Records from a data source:
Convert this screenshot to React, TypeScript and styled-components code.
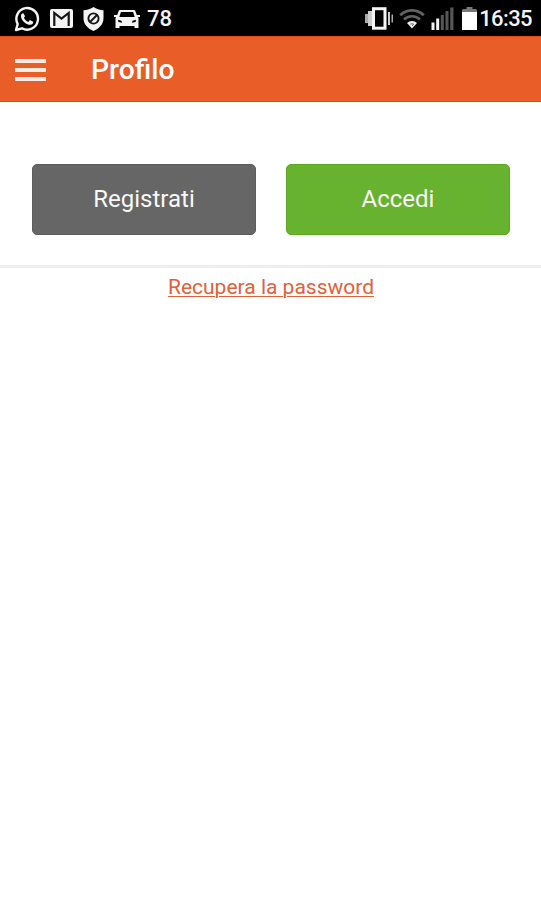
import React from "react";
import styled, { createGlobalStyle } from "styled-components";

const GlobalStyle = createGlobalStyle`
  * { box-sizing: border-box; }
  body { margin: 0; background: #fff; font-family: Roboto, "Noto Sans", sans-serif; }
`;

const Screen = styled.div`
  display: flex;
  flex-direction: column;
  min-height: 900px;
  background: #fff;
`;

const StatusBar = styled.div`
  display: flex;
  justify-content: space-between;
  height: 36px;
  padding: 0 9px 0 14px;
  background: #000;
  color: #f4f4f4;
`;

const StatusGroup = styled.div<{ $gap: number }>`
  display: flex;
  align-items: center;
  gap: ${(p) => p.$gap}px;
  height: 37px;
`;

const Glyph = styled.svg`
  display: block;
  flex: none;
`;

const StatusText = styled.span<{ $spacing?: number; $shift?: number }>`
  margin-left: ${(p) => p.$shift ?? 0}px;
  font-size: 22px;
  font-weight: 500;
  line-height: 36px;
  letter-spacing: ${(p) => p.$spacing ?? 0}px;
`;

const Header = styled.header`
  display: flex;
  align-items: center;
  gap: 45px;
  height: 66px;
  padding: 0 15px;
  background: #e95d28;
  border-top: 1px solid #e4480c;
  border-bottom: 1px solid #e4480c;
`;

const MenuButton = styled.button`
  display: flex;
  flex-direction: column;
  gap: 5px;
  width: 31px;
  margin-top: 2px;
  padding: 0;
  border: 0;
  background: none;
`;

const MenuLine = styled.span`
  height: 4px;
  background: #fdeae2;
`;

const Title = styled.h1`
  margin: 2px 0 0;
  color: #fff;
  font-size: 28.3px;
  font-weight: 500;
  line-height: 64px;
`;

const Actions = styled.div`
  display: grid;
  grid-template-columns: 1fr 1fr;
  gap: 30px;
  height: 166px;
  padding: 62px 31px 30px 32px;
  border-bottom: 3px solid #eeeeee;
`;

const ActionButton = styled.button<{ $color: string; $edge: string }>`
  height: 71px;
  padding: 0 0 2px;
  border: 1px solid ${(p) => p.$edge};
  border-radius: 5px;
  background: ${(p) => p.$color};
  color: #f8f8f8;
  font: 400 24px Roboto, "Noto Sans", sans-serif;
`;

const RecoverLink = styled.a`
  align-self: center;
  margin: 6px 0 0 1px;
  color: #e2603a;
  font-size: 21px;
  line-height: 26px;
  text-decoration: underline;
  text-decoration-thickness: 1px;
  text-underline-offset: 2px;
`;

const WhatsAppIcon = () => (
  <Glyph width="26" height="26" viewBox="0 0 26 26">
    <path d="M2 24l1.7-6A10.8 10.8 0 1 1 8 22.3z" fill="none" stroke="#f4f4f4" strokeWidth="2.4" strokeLinejoin="round" />
    <path d="M9.3 7.2c-.7-.3-2.3.7-2.3 2.7 0 4.4 5.2 9 9.2 8.9 1.9-.1 3.1-1.4 3-3.1l-3.3-1.6-1.6 1.8c-2-.7-3.6-2.3-4.4-4.2l1.2-1.5z" fill="#f4f4f4" />
  </Glyph>
);

const GmailIcon = () => (
  <Glyph width="23" height="19" viewBox="0 0 23 19">
    <rect width="23" height="19" rx="2" fill="#f4f4f4" />
    <path d="M4.3 17V4L11.5 9.7 18.7 4v13" fill="none" stroke="#161616" strokeWidth="2.2" />
  </Glyph>
);

const ShieldIcon = () => (
  <Glyph width="21" height="24" viewBox="0 0 21 24">
    <path d="M10.5 0C8 2 4 3.2.5 3.2v8C.5 17.5 5 21.5 10.5 24 16 21.5 20.5 17.5 20.5 11.2v-8C17 3.2 13 2 10.5 0z" fill="#f4f4f4" />
    <circle cx="10.5" cy="11.5" r="5.1" fill="none" stroke="#161616" strokeWidth="1.9" />
    <path d="M7 15l7-7" stroke="#161616" strokeWidth="1.9" />
  </Glyph>
);

const CarIcon = () => (
  <Glyph width="26" height="18" viewBox="0 0 26 18">
    <path
      fillRule="evenodd"
      d="M6.5 0h13c1 0 1.7.5 2 1.4L22.8 5H26v2h-2l.5 1.2V18h-4v-2h-15v2h-4V8.2L2 7H0V5h3.2l1.3-3.6C4.8.5 5.5 0 6.5 0zm.4 2L5.3 7h15.4l-1.6-5zM4 9.7l.4 2.3 3.8.7-.8-2zm18 0l-3.4 1-.8 2 3.8-.7z"
      fill="#f4f4f4"
    />
  </Glyph>
);

const VibrateIcon = () => (
  <Glyph width="28" height="23" viewBox="0 0 28 23">
    <path d="M0 7h3v9H0z" fill="#aaa" />
    <path d="M3 4h4v15H3zM23 5h2v13h-2z" fill="#ccc" />
    <path d="M26.5 7.5h1.5v8h-1.5z" fill="#aaa" />
    <rect x="8.5" y="1.7" width="11.5" height="19.5" fill="#000" stroke="#f4f4f4" strokeWidth="3" />
  </Glyph>
);

const WifiIcon = () => (
  <Glyph width="26" height="20" viewBox="0 0 26 20">
    <path d="M1.2 6.3a16.5 16.5 0 0 1 23.6 0M5 10.5a11.5 11.5 0 0 1 16 0" fill="none" stroke="#626262" strokeWidth="2.7" />
    <path d="M8 14a7 7 0 0 1 10 0l-5 5.5z" fill="#eee" />
    <path d="M11.3 15.2q1.7-1 3.4 0L13 17" fill="none" stroke="#666" strokeWidth="1" />
  </Glyph>
);

const SignalIcon = () => (
  <Glyph width="23" height="23" viewBox="0 0 23 23">
    <path d="M.5 15.5h3V23h-3zM5.2 11.5h3V23h-3z" fill="#f4f4f4" />
    <path d="M9.8 8h3v15h-3zM14.5 4h3v19h-3zM19.2.5h3.3V23h-3.3z" fill="#555" />
  </Glyph>
);

const BatteryIcon = () => (
  <Glyph width="15" height="23" viewBox="0 0 15 23">
    <path d="M4.5 0h6v2H14l1 1v3H0V3l1-1h3.5z" fill="#777" />
    <path d="M0 5h15v18H0z" fill="#fff" />
  </Glyph>
);

const BatteryClock = styled.div`
  display: flex;
  align-items: center;
  gap: 2px;
  margin-left: 2px;
`;

export default function App() {
  return (
    <Screen>
      <GlobalStyle />
      <StatusBar>
        <StatusGroup $gap={10}>
          <WhatsAppIcon />
          <GmailIcon />
          <ShieldIcon />
          <CarIcon />
          <StatusText $shift={-3}>78</StatusText>
        </StatusGroup>
        <StatusGroup $gap={6}>
          <VibrateIcon />
          <WifiIcon />
          <SignalIcon />
          <BatteryClock>
            <BatteryIcon />
            <StatusText $spacing={-0.6}>16:35</StatusText>
          </BatteryClock>
        </StatusGroup>
      </StatusBar>
      <Header>
        <MenuButton aria-label="Menu">
          <MenuLine />
          <MenuLine />
          <MenuLine />
        </MenuButton>
        <Title>Profilo</Title>
      </Header>
      <Actions>
        <ActionButton $color="#666666" $edge="#5c5c5c">Registrati</ActionButton>
        <ActionButton $color="#67b22e" $edge="#5bab1c">Accedi</ActionButton>
      </Actions>
      <RecoverLink>Recupera la password</RecoverLink>
    </Screen>
  );
}
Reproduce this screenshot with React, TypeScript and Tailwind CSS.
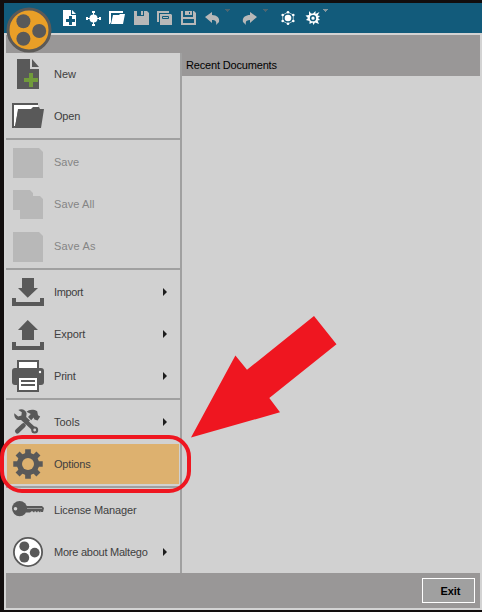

**Exercise brief:**
Give the material again exactly as it is, but keep the pictures out.

**Written solution:**
Convert this screenshot to React, TypeScript and styled-components code.
import React from "react";
import styled, { createGlobalStyle } from "styled-components";

const GlobalStyle = createGlobalStyle`
  * { box-sizing: border-box; }
  body { margin: 0; background: #fff; font-family: Roboto, "Noto Sans", sans-serif; }
`;

const Screen = styled.div`
  display: flex;
  flex-direction: column;
  min-height: 900px;
  background: #fff;
`;

const StatusBar = styled.div`
  display: flex;
  justify-content: space-between;
  height: 36px;
  padding: 0 9px 0 14px;
  background: #000;
  color: #f4f4f4;
`;

const StatusGroup = styled.div<{ $gap: number }>`
  display: flex;
  align-items: center;
  gap: ${(p) => p.$gap}px;
  height: 37px;
`;

const Glyph = styled.svg`
  display: block;
  flex: none;
`;

const StatusText = styled.span<{ $spacing?: number; $shift?: number }>`
  margin-left: ${(p) => p.$shift ?? 0}px;
  font-size: 22px;
  font-weight: 500;
  line-height: 36px;
  letter-spacing: ${(p) => p.$spacing ?? 0}px;
`;

const Header = styled.header`
  display: flex;
  align-items: center;
  gap: 45px;
  height: 66px;
  padding: 0 15px;
  background: #e95d28;
  border-top: 1px solid #e4480c;
  border-bottom: 1px solid #e4480c;
`;

const MenuButton = styled.button`
  display: flex;
  flex-direction: column;
  gap: 5px;
  width: 31px;
  margin-top: 2px;
  padding: 0;
  border: 0;
  background: none;
`;

const MenuLine = styled.span`
  height: 4px;
  background: #fdeae2;
`;

const Title = styled.h1`
  margin: 2px 0 0;
  color: #fff;
  font-size: 28.3px;
  font-weight: 500;
  line-height: 64px;
`;

const Actions = styled.div`
  display: grid;
  grid-template-columns: 1fr 1fr;
  gap: 30px;
  height: 166px;
  padding: 62px 31px 30px 32px;
  border-bottom: 3px solid #eeeeee;
`;

const ActionButton = styled.button<{ $color: string; $edge: string }>`
  height: 71px;
  padding: 0 0 2px;
  border: 1px solid ${(p) => p.$edge};
  border-radius: 5px;
  background: ${(p) => p.$color};
  color: #f8f8f8;
  font: 400 24px Roboto, "Noto Sans", sans-serif;
`;

const RecoverLink = styled.a`
  align-self: center;
  margin: 6px 0 0 1px;
  color: #e2603a;
  font-size: 21px;
  line-height: 26px;
  text-decoration: underline;
  text-decoration-thickness: 1px;
  text-underline-offset: 2px;
`;

const WhatsAppIcon = () => (
  <Glyph width="26" height="26" viewBox="0 0 26 26">
    <path d="M2 24l1.7-6A10.8 10.8 0 1 1 8 22.3z" fill="none" stroke="#f4f4f4" strokeWidth="2.4" strokeLinejoin="round" />
    <path d="M9.3 7.2c-.7-.3-2.3.7-2.3 2.7 0 4.4 5.2 9 9.2 8.9 1.9-.1 3.1-1.4 3-3.1l-3.3-1.6-1.6 1.8c-2-.7-3.6-2.3-4.4-4.2l1.2-1.5z" fill="#f4f4f4" />
  </Glyph>
);

const GmailIcon = () => (
  <Glyph width="23" height="19" viewBox="0 0 23 19">
    <rect width="23" height="19" rx="2" fill="#f4f4f4" />
    <path d="M4.3 17V4L11.5 9.7 18.7 4v13" fill="none" stroke="#161616" strokeWidth="2.2" />
  </Glyph>
);

const ShieldIcon = () => (
  <Glyph width="21" height="24" viewBox="0 0 21 24">
    <path d="M10.5 0C8 2 4 3.2.5 3.2v8C.5 17.5 5 21.5 10.5 24 16 21.5 20.5 17.5 20.5 11.2v-8C17 3.2 13 2 10.5 0z" fill="#f4f4f4" />
    <circle cx="10.5" cy="11.5" r="5.1" fill="none" stroke="#161616" strokeWidth="1.9" />
    <path d="M7 15l7-7" stroke="#161616" strokeWidth="1.9" />
  </Glyph>
);

const CarIcon = () => (
  <Glyph width="26" height="18" viewBox="0 0 26 18">
    <path
      fillRule="evenodd"
      d="M6.5 0h13c1 0 1.7.5 2 1.4L22.8 5H26v2h-2l.5 1.2V18h-4v-2h-15v2h-4V8.2L2 7H0V5h3.2l1.3-3.6C4.8.5 5.5 0 6.5 0zm.4 2L5.3 7h15.4l-1.6-5zM4 9.7l.4 2.3 3.8.7-.8-2zm18 0l-3.4 1-.8 2 3.8-.7z"
      fill="#f4f4f4"
    />
  </Glyph>
);

const VibrateIcon = () => (
  <Glyph width="28" height="23" viewBox="0 0 28 23">
    <path d="M0 7h3v9H0z" fill="#aaa" />
    <path d="M3 4h4v15H3zM23 5h2v13h-2z" fill="#ccc" />
    <path d="M26.5 7.5h1.5v8h-1.5z" fill="#aaa" />
    <rect x="8.5" y="1.7" width="11.5" height="19.5" fill="#000" stroke="#f4f4f4" strokeWidth="3" />
  </Glyph>
);

const WifiIcon = () => (
  <Glyph width="26" height="20" viewBox="0 0 26 20">
    <path d="M1.2 6.3a16.5 16.5 0 0 1 23.6 0M5 10.5a11.5 11.5 0 0 1 16 0" fill="none" stroke="#626262" strokeWidth="2.7" />
    <path d="M8 14a7 7 0 0 1 10 0l-5 5.5z" fill="#eee" />
    <path d="M11.3 15.2q1.7-1 3.4 0L13 17" fill="none" stroke="#666" strokeWidth="1" />
  </Glyph>
);

const SignalIcon = () => (
  <Glyph width="23" height="23" viewBox="0 0 23 23">
    <path d="M.5 15.5h3V23h-3zM5.2 11.5h3V23h-3z" fill="#f4f4f4" />
    <path d="M9.8 8h3v15h-3zM14.5 4h3v19h-3zM19.2.5h3.3V23h-3.3z" fill="#555" />
  </Glyph>
);

const BatteryIcon = () => (
  <Glyph width="15" height="23" viewBox="0 0 15 23">
    <path d="M4.5 0h6v2H14l1 1v3H0V3l1-1h3.5z" fill="#777" />
    <path d="M0 5h15v18H0z" fill="#fff" />
  </Glyph>
);

const BatteryClock = styled.div`
  display: flex;
  align-items: center;
  gap: 2px;
  margin-left: 2px;
`;

export default function App() {
  return (
    <Screen>
      <GlobalStyle />
      <StatusBar>
        <StatusGroup $gap={10}>
          <WhatsAppIcon />
          <GmailIcon />
          <ShieldIcon />
          <CarIcon />
          <StatusText $shift={-3}>78</StatusText>
        </StatusGroup>
        <StatusGroup $gap={6}>
          <VibrateIcon />
          <WifiIcon />
          <SignalIcon />
          <BatteryClock>
            <BatteryIcon />
            <StatusText $spacing={-0.6}>16:35</StatusText>
          </BatteryClock>
        </StatusGroup>
      </StatusBar>
      <Header>
        <MenuButton aria-label="Menu">
          <MenuLine />
          <MenuLine />
          <MenuLine />
        </MenuButton>
        <Title>Profilo</Title>
      </Header>
      <Actions>
        <ActionButton $color="#666666" $edge="#5c5c5c">Registrati</ActionButton>
        <ActionButton $color="#67b22e" $edge="#5bab1c">Accedi</ActionButton>
      </Actions>
      <RecoverLink>Recupera la password</RecoverLink>
    </Screen>
  );
}
Reproduce this screenshot with React, TypeScript and Tailwind CSS.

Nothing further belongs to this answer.